_What you need to do_
In the listing that follows, retype every line from the first through the one containing "string; study: string;". Pictures are to be left out.

--- start ---

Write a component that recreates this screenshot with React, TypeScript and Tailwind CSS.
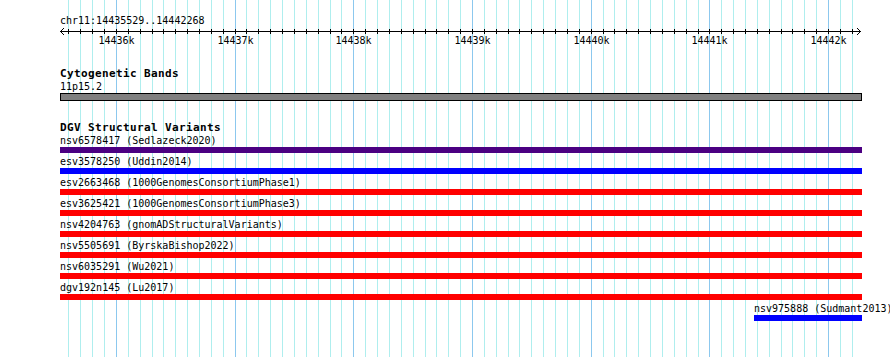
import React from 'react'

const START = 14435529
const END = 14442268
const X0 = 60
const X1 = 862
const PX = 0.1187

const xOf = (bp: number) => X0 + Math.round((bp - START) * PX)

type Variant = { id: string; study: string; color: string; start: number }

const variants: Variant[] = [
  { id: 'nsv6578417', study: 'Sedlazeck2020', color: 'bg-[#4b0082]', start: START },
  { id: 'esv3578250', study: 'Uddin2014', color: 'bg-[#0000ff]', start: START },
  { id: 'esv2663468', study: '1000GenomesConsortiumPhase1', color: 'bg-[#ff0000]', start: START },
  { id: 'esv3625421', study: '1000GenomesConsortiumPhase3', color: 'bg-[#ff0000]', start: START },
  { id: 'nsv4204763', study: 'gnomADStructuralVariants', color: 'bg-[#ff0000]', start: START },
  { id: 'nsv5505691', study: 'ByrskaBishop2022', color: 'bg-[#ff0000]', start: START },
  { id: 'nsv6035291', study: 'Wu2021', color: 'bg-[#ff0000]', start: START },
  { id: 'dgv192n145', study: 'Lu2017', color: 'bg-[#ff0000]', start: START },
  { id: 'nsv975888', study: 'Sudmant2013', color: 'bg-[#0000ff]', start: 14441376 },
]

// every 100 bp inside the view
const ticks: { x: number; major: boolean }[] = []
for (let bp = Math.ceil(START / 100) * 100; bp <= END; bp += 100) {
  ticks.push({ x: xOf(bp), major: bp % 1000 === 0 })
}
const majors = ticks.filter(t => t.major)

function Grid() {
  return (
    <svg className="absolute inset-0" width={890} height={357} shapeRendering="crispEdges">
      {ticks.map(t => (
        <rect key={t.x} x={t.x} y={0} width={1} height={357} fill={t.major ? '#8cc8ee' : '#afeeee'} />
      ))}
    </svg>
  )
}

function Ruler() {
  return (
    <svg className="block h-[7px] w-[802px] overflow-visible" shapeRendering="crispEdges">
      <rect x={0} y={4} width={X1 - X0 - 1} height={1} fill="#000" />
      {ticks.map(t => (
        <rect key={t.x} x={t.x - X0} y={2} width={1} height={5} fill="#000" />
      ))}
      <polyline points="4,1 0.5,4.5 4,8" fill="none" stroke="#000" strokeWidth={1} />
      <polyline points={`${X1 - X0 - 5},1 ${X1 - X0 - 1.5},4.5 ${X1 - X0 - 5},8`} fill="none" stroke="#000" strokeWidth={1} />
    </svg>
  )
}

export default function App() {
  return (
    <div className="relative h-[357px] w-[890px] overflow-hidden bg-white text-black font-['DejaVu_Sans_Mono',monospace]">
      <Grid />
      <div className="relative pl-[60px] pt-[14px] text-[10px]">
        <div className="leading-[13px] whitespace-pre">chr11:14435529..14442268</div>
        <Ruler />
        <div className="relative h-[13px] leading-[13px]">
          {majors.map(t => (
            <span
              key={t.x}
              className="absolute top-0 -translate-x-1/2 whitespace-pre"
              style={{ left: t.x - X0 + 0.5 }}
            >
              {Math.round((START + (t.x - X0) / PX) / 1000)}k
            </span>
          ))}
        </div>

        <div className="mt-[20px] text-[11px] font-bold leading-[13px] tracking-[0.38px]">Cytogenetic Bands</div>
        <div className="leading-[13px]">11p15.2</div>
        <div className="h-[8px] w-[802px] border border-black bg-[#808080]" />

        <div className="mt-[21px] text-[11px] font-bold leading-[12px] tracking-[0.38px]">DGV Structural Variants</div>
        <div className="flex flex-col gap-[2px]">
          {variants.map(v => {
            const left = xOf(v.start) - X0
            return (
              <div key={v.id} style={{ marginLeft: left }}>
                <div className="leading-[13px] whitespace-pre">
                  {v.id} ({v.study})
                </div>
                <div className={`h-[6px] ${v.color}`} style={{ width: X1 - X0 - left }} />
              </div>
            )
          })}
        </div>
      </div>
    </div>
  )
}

--- end ---

_Solution to this exercise_
Write a component that recreates this screenshot with React, TypeScript and Tailwind CSS.
import React from 'react'

const START = 14435529
const END = 14442268
const X0 = 60
const X1 = 862
const PX = 0.1187

const xOf = (bp: number) => X0 + Math.round((bp - START) * PX)

type Variant = { id: string; study: string; color: string; start: number }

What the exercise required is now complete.